Sunday 25 October 2015

Am I fat enough to be body positive yet? Am I?!


(Yea, I swore I wasn't blogging anymore... But I lied, so shoot me.)
Body positivity. Loving the skin you’re in. It’s a really hot topic and has been for some time. Everyone deserves and is entitled to loving who they are and embracing their physical selves. As women, we grow up in a world where we are never thin enough, smart enough or pretty enough. By reclaiming this, we show that we are powerful. HOWEVER, I’ve been dabbling in the thought that the body positive movement, if you will, is also putting an awful lot of pressure on our young girls to always remain positive, feel pressure to accept themselves or perhaps stifle feelings they may or may not have about their physical bodies. It also, in a sense, still places an awful lot of importance on appearance. Loving your body for how it LOOKS. Remember, being overly concerned with weight and body type happens when they’re young. Elementary kids are dieting, and fear becoming fat over losing a limb. This is an issue, and fat shaming is an issue. Body shaming is an issue. You are never “enough” no matter what you look like. Remember that.

Real women are whoever and whatever they want to be, whether they are curvy, skinny, bony, chubby, tall, short, white, black… let women be women… But that isn’t the point about what I’m writing.

I’m writing because I’m pissed (what else is new?).

I feel like I’m in limbo within this whole body positive movement. Most of the time I feel as if I don’t belong. When I was “bigger” I was gung-ho about loving your body, being proud about who you were, and owning your shit like you were the queen of the world. When I was sick, frail, and a bag of bones, loving myself meant embracing weight gain, a new body, and welcoming my life back. On both extremes I was backed up one hundred and ten percent.

I look pretty fucking awesome now, I’m not going to lie. I’ve got a good strong body that has a little bit of “fluff” and enough curve to hide my skeleton. What’s wrong with that? At first glance, nothing… But since embracing my new life (my new body included) I feel as if I’ve been alienated from the body positive movement in a sense. As I scroll through Instagram I see photos that women post of themselves in their underwear, bikinis, or revealing clothing. Some may argue that they are objectifying themselves, but if you’re comfortable with who you are and you want to show it off, well then power too you. I’ve also noticed that those who get the most support from posting these photos are people recovering from eating disorders (which is awesome, keep it up. We’re all rooting for you. You are fantastic and beautiful), figure competitors/powerlifters (again, amazing dedication to something that brings you joy) and overweight women… Now… this is where my issue lies. These women are praised for “being brave” or “being inspiring” and challenging a taboo and stigma surrounding people who have extra body weight. This in and of itself is amazing, we need more of that. The issue I have is the romanticizing surrounding their bodies and the fact that it STILL reinforces a stigma that a fat woman who posts a photo of herself in her undies is not the norm and is not following the “rules” (trust me, I know them, I was fat once). Take someone with my body type for example… posting a photo of themselves in their underwear and claiming they’re embracing their curves and their jiggle? I feel as if that person wouldn’t be taken as seriously… I mean, what have they to embrace? They’re perfect as they are! They fit the societal view of what the masses deem to be beautiful… Why on EARTH do THEY need to preach body positivity?! I have experienced this, not just online, but in real life. "What do YOU need to worry about, you're so thin!" "I'd kill to be able to eat what you do!" "What do you care what you eat, you're so tiny!".
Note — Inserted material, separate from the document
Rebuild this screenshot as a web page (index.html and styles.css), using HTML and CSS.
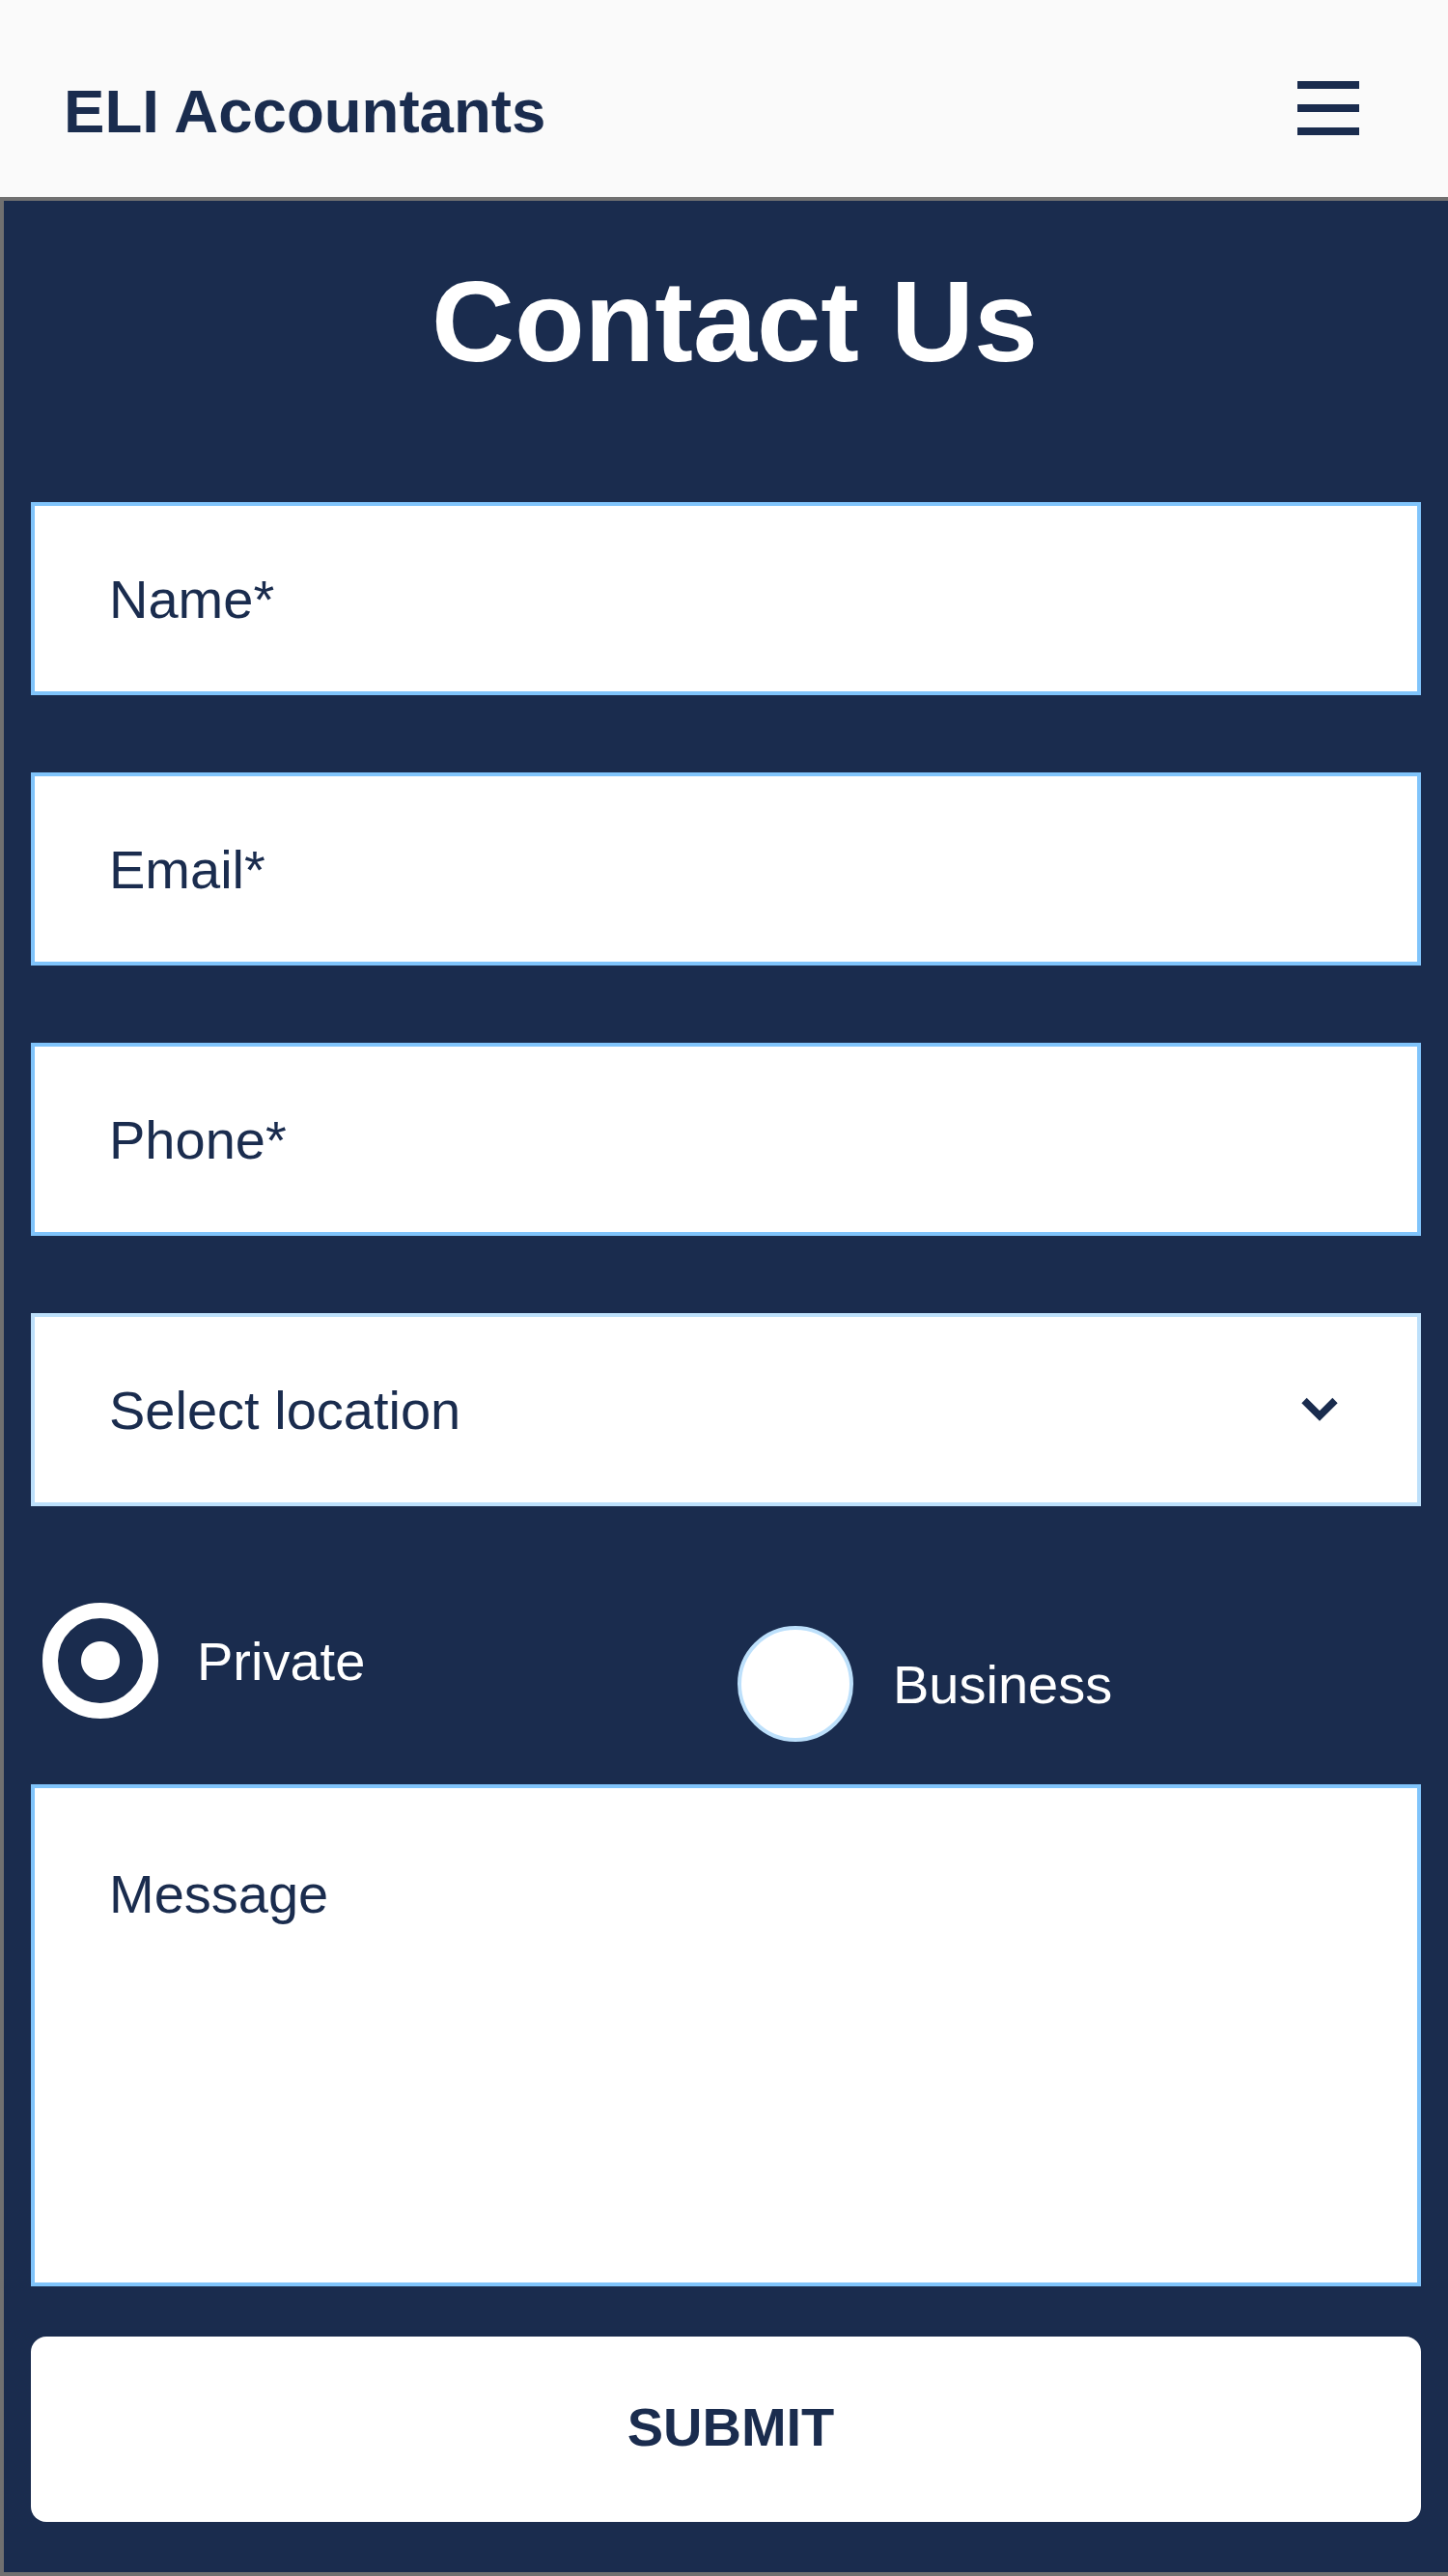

Fact of the matter is: You don’t know shit. You don’t know who a person is, what they have gone through and what they battle on a day to day basis. Our perceptions of  ourselves are often the worst… Yeah, we’re our own worst enemies, but can we just fucking stop with the body shaming? Can we let it drop? Can we let it be? I don’t care who you are or what you fucking look like. I don’t care whether or you weigh 95 pounds or 595 pounds. You’re sexy, smart, strong, and you are a mother fucking boss. We are all a part of this so called movement. I personally just want to see some good old fashioned support for all people who embark on the journey to self love. We are meant to build each other up, not break each other down. We are all a part of this, no matter how big or small we are.

I’m rambling on because this has bothered me for a while. I want to belong again, or at least feel like I do. So getting this off my chest is a start. I want to be an advocate again and join all those other body warriors kicking ass and taking names. Without these people, we’d be a hell of a lot worse off than we are already. So thank you for being you.